Raw records
· · · · · · ·

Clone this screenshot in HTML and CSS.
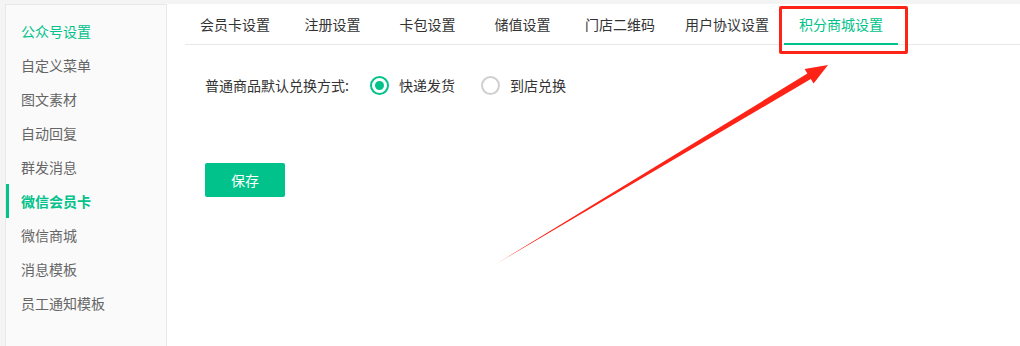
FILE: index.html
```html
<!DOCTYPE html>
<html lang="zh">
<head>
<meta charset="utf-8">
<link rel="stylesheet" href="styles.css">
</head>
<body>
<div class="page">
  <aside class="sidebar">
    <div class="nav-item group">公众号设置</div>
    <div class="nav-item">自定义菜单</div>
    <div class="nav-item">图文素材</div>
    <div class="nav-item">自动回复</div>
    <div class="nav-item">群发消息</div>
    <div class="nav-item active">微信会员卡</div>
    <div class="nav-item">微信商城</div>
    <div class="nav-item">消息模板</div>
    <div class="nav-item">员工通知模板</div>
  </aside>
  <main class="main">
    <nav class="tabs">
      <div class="tab">会员卡设置</div>
      <div class="tab">注册设置</div>
      <div class="tab">卡包设置</div>
      <div class="tab">储值设置</div>
      <div class="tab">门店二维码</div>
      <div class="tab">用户协议设置</div>
      <div class="tab current">积分商城设置</div>
    </nav>
    <div class="content">
      <div class="form-row">
        <span class="label">普通商品默认兑换方式:</span>
        <label class="radio checked"><span class="dot"></span>快递发货</label>
        <label class="radio"><span class="dot"></span>到店兑换</label>
      </div>
      <button class="save">保存</button>
    </div>
  </main>
</div>
<div class="highlight"></div>
<svg class="arrow" width="1020" height="346" viewBox="0 0 1020 346">
  <polygon points="496,264 810.8,79 813.6,83.6 828,65 804.6,69 807.4,73.6" fill="#fd2417"/>
</svg>
</body>
</html>
```
FILE: styles.css
```css
* { box-sizing: border-box; }
html, body { margin: 0; padding: 0; }
body {
  background: #f4f4f4;
  font-family: "Noto Sans CJK SC", "Liberation Sans", sans-serif;
  font-size: 14px;
  width: 1020px;
  height: 346px;
  overflow: hidden;
  position: relative;
}
.page {
  display: flex;
  padding: 4px 0 0 5px;
  height: 346px;
}
.sidebar {
  width: 162px;
  flex: none;
  background: #fafafa;
  border: 1px solid #e8e8e8;
  border-bottom: none;
  padding-top: 9px;
}
.nav-item {
  height: 34px;
  line-height: 34px;
  padding-left: 12px;
  color: #666;
  border-left: 3px solid transparent;
}
.nav-item.group { color: #00c28a; }
.nav-item.active {
  color: #00c28a;
  font-weight: bold;
  border-left-color: #00c28a;
}
.main {
  flex: 1;
  background: #fff;
  padding-left: 18px;
}
.tabs {
  display: flex;
  height: 41px;
  border-bottom: 1px solid #e8e8e8;
}
.tab {
  min-width: 95px;
  padding: 0 15px;
  height: 41px;
  line-height: 40px;
  text-align: center;
  color: #333;
  border-bottom: 2px solid transparent;
  margin-bottom: -1px;
}
.tab.current {
  color: #00c28a;
  border-bottom-color: #00c28a;
}
.content {
  padding: 27px 0 0 20px;
}
.form-row {
  display: flex;
  align-items: center;
  height: 26px;
  color: #333;
}
.label { margin-right: 21px; }
.radio {
  display: flex;
  align-items: center;
  margin-right: 26px;
}
.dot {
  width: 19px;
  height: 19px;
  border-radius: 50%;
  border: 2px solid #cfcfcf;
  margin-right: 10px;
  display: flex;
  align-items: center;
  justify-content: center;
}
.radio.checked .dot { border-color: #00c28a; }
.radio.checked .dot::after {
  content: "";
  width: 9px;
  height: 9px;
  border-radius: 50%;
  background: #00c28a;
}
.save {
  display: block;
  margin-top: 65px;
  width: 80px;
  height: 34px;
  border: none;
  border-radius: 2px;
  background: #00c28a;
  color: #fff;
  font-family: inherit;
  font-size: 14px;
}
.highlight {
  position: absolute;
  left: 779px;
  top: 6px;
  width: 129px;
  height: 48px;
  border: 3px solid #fd2417;
  border-radius: 2px;
}
.arrow {
  position: absolute;
  left: 0;
  top: 0;
}
```
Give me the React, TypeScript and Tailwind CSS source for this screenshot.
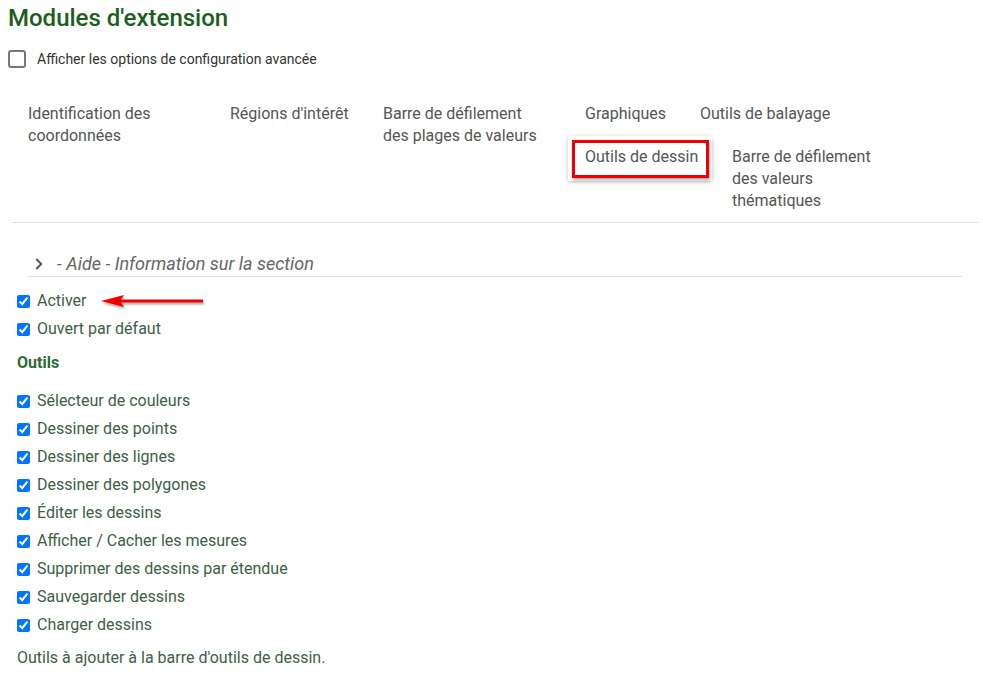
import { ChevronRight } from 'lucide-react'

const outils = [
  'Sélecteur de couleurs',
  'Dessiner des points',
  'Dessiner des lignes',
  'Dessiner des polygones',
  'Éditer les dessins',
  'Afficher / Cacher les mesures',
  'Supprimer des dessins par étendue',
  'Sauvegarder dessins',
  'Charger dessins',
]

function Check({ label }: { label: string }) {
  return (
    <label className="flex items-center h-[28px] text-[16px] text-[#3b6046]">
      <input type="checkbox" checked readOnly className="w-[13px] h-[13px] ml-[17px] mr-[7px] accent-[#0075ff]" />
      {label}
    </label>
  )
}

export default function App() {
  return (
    <div className="w-[983px] h-[682px] bg-white overflow-hidden font-['Roboto',sans-serif] relative">
      <h1 className="pl-[8px] pt-[2px] text-[24px] leading-[32px] font-medium text-[#1b5e20]">Modules d'extension</h1>

      {/* advanced options */}
      <div className="flex items-center pl-[8px] mt-[15px] h-[20px]">
        <div className="w-[18px] h-[18px] border-2 border-[#777] rounded-[3px]" />
        <span className="ml-[11px] text-[14px] text-[#333]">Afficher les options de configuration avancée</span>
      </div>

      {/* tabs */}
      <div className="mt-[24px] ml-[12px] mr-[5px] border-b border-[#dedede] text-[16px] leading-[22px] text-[#555]">
        <div className="flex h-[43px] pt-[10px] pl-[3px]">
          <div className="w-[202px] px-[13px] shrink-0">Identification des<br />coordonnées</div>
          <div className="w-[153px] px-[13px] shrink-0">Régions d'intérêt</div>
          <div className="w-[202px] px-[13px] shrink-0">Barre de défilement<br />des plages de valeurs</div>
          <div className="w-[115px] px-[13px] shrink-0">Graphiques</div>
          <div className="px-[13px]">Outils de balayage</div>
        </div>
        <div className="flex pl-[560px] pb-[10px]">
          <div className="relative w-[147px] shrink-0 pt-[10px]">
            <div className="absolute left-[-4px] top-0 w-[144px] h-[45px] bg-white shadow-[0_1px_4px_rgba(0,0,0,0.25)] rounded-[2px]" />
            <div className="absolute left-0 top-[4px] w-[137px] h-[38px] border-[3px] border-[#ee0000] shadow-[1px_2px_3px_rgba(0,0,0,0.35)]" />
            <div className="relative px-[13px]">Outils de dessin</div>
          </div>
          <div className="pt-[10px] px-[13px]">Barre de défilement<br />des valeurs<br />thématiques</div>
        </div>
      </div>

      {/* help */}
      <div className="ml-[27px] mr-[21px] mt-[29px] flex items-center h-[23px] border-b border-[#e0e0e0] pb-[1px] box-content">
        <ChevronRight className="w-[18px] h-[18px] text-[#555] ml-[3px]" strokeWidth={2.5} />
        <span className="ml-[9px] italic text-[18px] text-[#666]">- Aide - Information sur la section</span>
      </div>

      <div className="mt-[10px]">
        <Check label="Activer" />
        <Check label="Ouvert par défaut" />
      </div>
      <div className="pl-[17px] pt-[8px] text-[16px] leading-[24px] font-bold text-[#2e6b35]">Outils</div>
      <div className="mt-[12px]">
        {outils.map(o => <Check key={o} label={o} />)}
      </div>
      <p className="pl-[17px] mt-[7px] text-[16px] leading-[24px] text-[#3b6046]">Outils à ajouter à la barre d'outils de dessin.</p>

      {/* annotation arrow */}
      <svg className="absolute left-[98px] top-[291px]" width="112" height="22" viewBox="0 0 112 22">
        <defs>
          <filter id="sh" x="-10%" y="-50%" width="120%" height="200%">
            <feDropShadow dx="1" dy="2" stdDeviation="1.2" floodOpacity="0.35" />
          </filter>
        </defs>
        <g filter="url(#sh)">
          <line x1="22" y1="10" x2="105" y2="10" stroke="#e00" strokeWidth="3" />
          <polygon points="3,10 26,4 22,10 26,16" fill="#e00" />
        </g>
      </svg>
    </div>
  )
}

· · · · · · ·

• **Task goal**: Search the entries for the word "screenshot" and pick out every line that holds it.

• **Full response**:
Clone this screenshot in HTML and CSS.
Give me the React, TypeScript and Tailwind CSS source for this screenshot.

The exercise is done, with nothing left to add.